▸ COLLECTED MATERIAL:
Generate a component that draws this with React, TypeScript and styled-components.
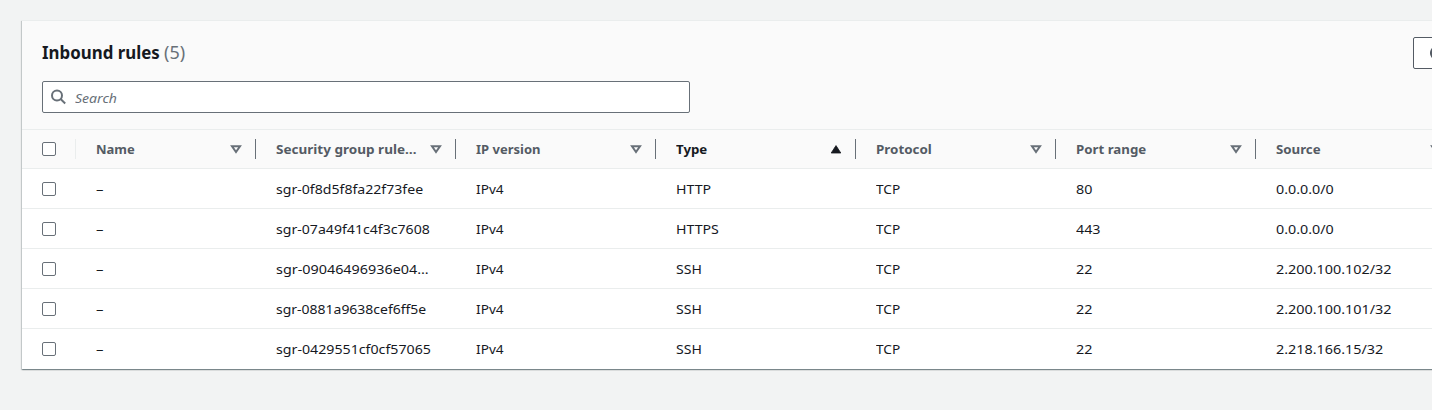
import React from "react";
import styled, { createGlobalStyle } from "styled-components";

const GlobalStyle = createGlobalStyle`
  *, *::before, *::after { box-sizing: border-box; }
  html, body { margin: 0; height: 100%; overflow: hidden; }
  body {
    background: #f2f3f3;
    color: #16191f;
    font-family: "Noto Sans", "Open Sans", sans-serif;
    font-size: 13px;
    line-height: 20px;
  }
`;

const Page = styled.main`
  padding: 20px 0 0 22px;
  height: 410px;
  overflow: hidden;
`;

const Panel = styled.section`
  width: 1461px;
  background: #fff;
  border-top: 1px solid #eaeded;
  box-shadow: 0 1px 1px 0 rgba(0, 28, 36, 0.3), 1px 1px 1px 0 rgba(0, 28, 36, 0.15),
    -1px 1px 1px 0 rgba(0, 28, 36, 0.15);
`;

const PanelHeader = styled.header`
  height: 108px;
  padding: 16px 20px 0;
  background: #fafafa;
`;

const TitleBar = styled.div`
  display: flex;
  justify-content: space-between;
  align-items: center;
  height: 32px;
`;

const Title = styled.h2`
  display: flex;
  margin: 0;
  padding-bottom: 2px;
  font-size: 18px;
  line-height: 22px;
  font-weight: 700;
`;

const Label = styled.span<{ $stretch?: number }>`
  display: inline-block;
  transform: scaleX(${(p) => p.$stretch ?? 1});
  transform-origin: 0 50%;
  white-space: nowrap;
`;

const TitleText = styled(Label)`
  width: 122px;
`;

const Count = styled.span`
  color: #687078;
  font-weight: 400;
`;

const RefreshButton = styled.button`
  display: flex;
  align-items: center;
  justify-content: center;
  width: 50px;
  height: 32px;
  padding: 0;
  color: #545b64;
  background: #fff;
  border: 1px solid #545b64;
  border-radius: 2px;
`;

const SearchBox = styled.label`
  display: flex;
  align-items: center;
  gap: 8px;
  width: 648px;
  height: 32px;
  margin-top: 12px;
  padding: 0 8px;
  background: #fff;
  border: 1px solid #687078;
  border-radius: 2px;
  color: #687078;
`;

const SearchInput = styled.input`
  width: 550px;
  padding: 2px 0 0;
  border: 0;
  outline: 0;
  background: transparent;
  font: inherit;
  transform: scaleX(1.08);
  transform-origin: 0 50%;
  &::placeholder {
    color: #687078;
    opacity: 1;
    font-style: italic;
  }
`;

const Row = styled.div<{ $head?: boolean }>`
  display: grid;
  grid-template-columns: 54px 180px repeat(6, 200px);
  align-items: center;
  height: 40px;
  overflow: hidden;
  background: ${(p) => (p.$head ? "#fafafa" : "#fff")};
  border-top: ${(p) => (p.$head ? "1px solid #eaeded" : "0")};
  border-bottom: 1px solid #eaeded;
  &:last-child { border-bottom-color: transparent; }
`;

const CheckCell = styled.div<{ $head?: boolean }>`
  display: flex;
  align-items: center;
  height: 20px;
  padding-left: 20px;
  border-right: 1px solid ${(p) => (p.$head ? "#eaeded" : "transparent")};
`;

const Checkbox = styled.input`
  appearance: none;
  width: 14px;
  height: 14px;
  margin: 0;
  background: #fff;
  border: 1px solid #687078;
  border-radius: 2px;
`;

const HeadCell = styled.div<{ $sorted?: boolean }>`
  display: flex;
  align-items: center;
  justify-content: space-between;
  height: 20px;
  padding: 0 14px 0 20px;
  border-right: 1px solid #687078;
  color: ${(p) => (p.$sorted ? "#16191f" : "#545b64")};
  font-weight: 700;
`;

const Cell = styled.div`
  height: 20px;
  padding-left: 20px;
  white-space: nowrap;
`;

const SortIcon = styled.svg<{ $sorted?: boolean }>`
  flex: none;
  width: 10px;
  height: 9px;
  overflow: visible;
  color: ${(p) => (p.$sorted ? "#16191f" : "#687078")};
`;

type Text = [string, number?];

const columns: Text[] = [
  ["Name"],
  ["Security group rule…", 1.04],
  ["IP version"],
  ["Type", 1.02],
  ["Protocol", 1.03],
  ["Port range", 1.02],
  ["Source", 1.02],
];

const http: Text = ["HTTP", 1.09];
const https: Text = ["HTTPS", 1.09];
const ssh: Text = ["SSH", 1.08];
const tcp: Text = ["TCP", 1.05];
const ipv4: Text = ["IPv4", 1.05];
const none: Text = ["–", 1.15];

const rules: Text[][] = [
  [none, ["sgr-0f8d5f8fa22f73fee", 1.085], ipv4, http, tcp, ["80", 1.1], ["0.0.0.0/0", 1.1]],
  [none, ["sgr-07a49f41c4f3c7608", 1.085], ipv4, https, tcp, ["443", 1.1], ["0.0.0.0/0", 1.1]],
  [none, ["sgr-09046496936e04…", 1.105], ipv4, ssh, tcp, ["22", 1.1], ["2.200.100.102/32", 1.105]],
  [none, ["sgr-0881a9638cef6ff5e", 1.075], ipv4, ssh, tcp, ["22", 1.1], ["2.200.100.101/32", 1.105]],
  [none, ["sgr-0429551cf0cf57065", 1.092], ipv4, ssh, tcp, ["22", 1.1], ["2.218.166.15/32", 1.105]],
];

function Sort({ sorted }: { sorted: boolean }) {
  return (
    <SortIcon viewBox="0 0 10 9" $sorted={sorted}>
      {sorted ? (
        <path d="M5 0.6 L9.8 8 H0.2 Z" fill="currentColor" stroke="currentColor" strokeLinejoin="round" strokeWidth="0.8" />
      ) : (
        <path d="M1 1.3 H9 L5 7.1 Z" fill="none" stroke="currentColor" strokeWidth="2" />
      )}
    </SortIcon>
  );
}

export default function App() {
  return (
    <>
      <GlobalStyle />
      <Page>
        <Panel>
          <PanelHeader>
            <TitleBar>
              <Title>
                <TitleText $stretch={0.937}>Inbound rules</TitleText>
                <Count>(5)</Count>
              </Title>
              <RefreshButton aria-label="Refresh">
                <svg width="16" height="16" viewBox="0 0 16 16" fill="none" stroke="currentColor" strokeWidth="2">
                  <path d="M14 8a6 6 0 1 1-2-4.5L14 5.5M14 1v5H9" transform="translate(-1 0)" />
                </svg>
              </RefreshButton>
            </TitleBar>
            <SearchBox>
              <svg width="16" height="16" viewBox="0 0 16 16" fill="none" stroke="currentColor" strokeWidth="2">
                <circle cx="6" cy="6.5" r="5" />
                <path d="M9.6 10.1 L14.2 14.4" />
              </svg>
              <SearchInput placeholder="Search" />
            </SearchBox>
          </PanelHeader>
          <div>
            <Row $head>
              <CheckCell $head>
                <Checkbox type="checkbox" />
              </CheckCell>
              {columns.map(([text, stretch]) => (
                <HeadCell key={text} $sorted={text === "Type"}>
                  <Label $stretch={stretch}>{text}</Label>
                  <Sort sorted={text === "Type"} />
                </HeadCell>
              ))}
            </Row>
            {rules.map((rule, i) => (
              <Row key={i}>
                <CheckCell>
                  <Checkbox type="checkbox" />
                </CheckCell>
                {rule.map(([text, stretch], j) => (
                  <Cell key={j}>
                    <Label $stretch={stretch}>{text}</Label>
                  </Cell>
                ))}
              </Row>
            ))}
          </div>
        </Panel>
      </Page>
    </>
  );
}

▸ WHAT YOU SHOULD DO:
Copy out each line of the data containing the string "React".

▸ WRITTEN RESPONSE:
Generate a component that draws this with React, TypeScript and styled-components.
import React from "react";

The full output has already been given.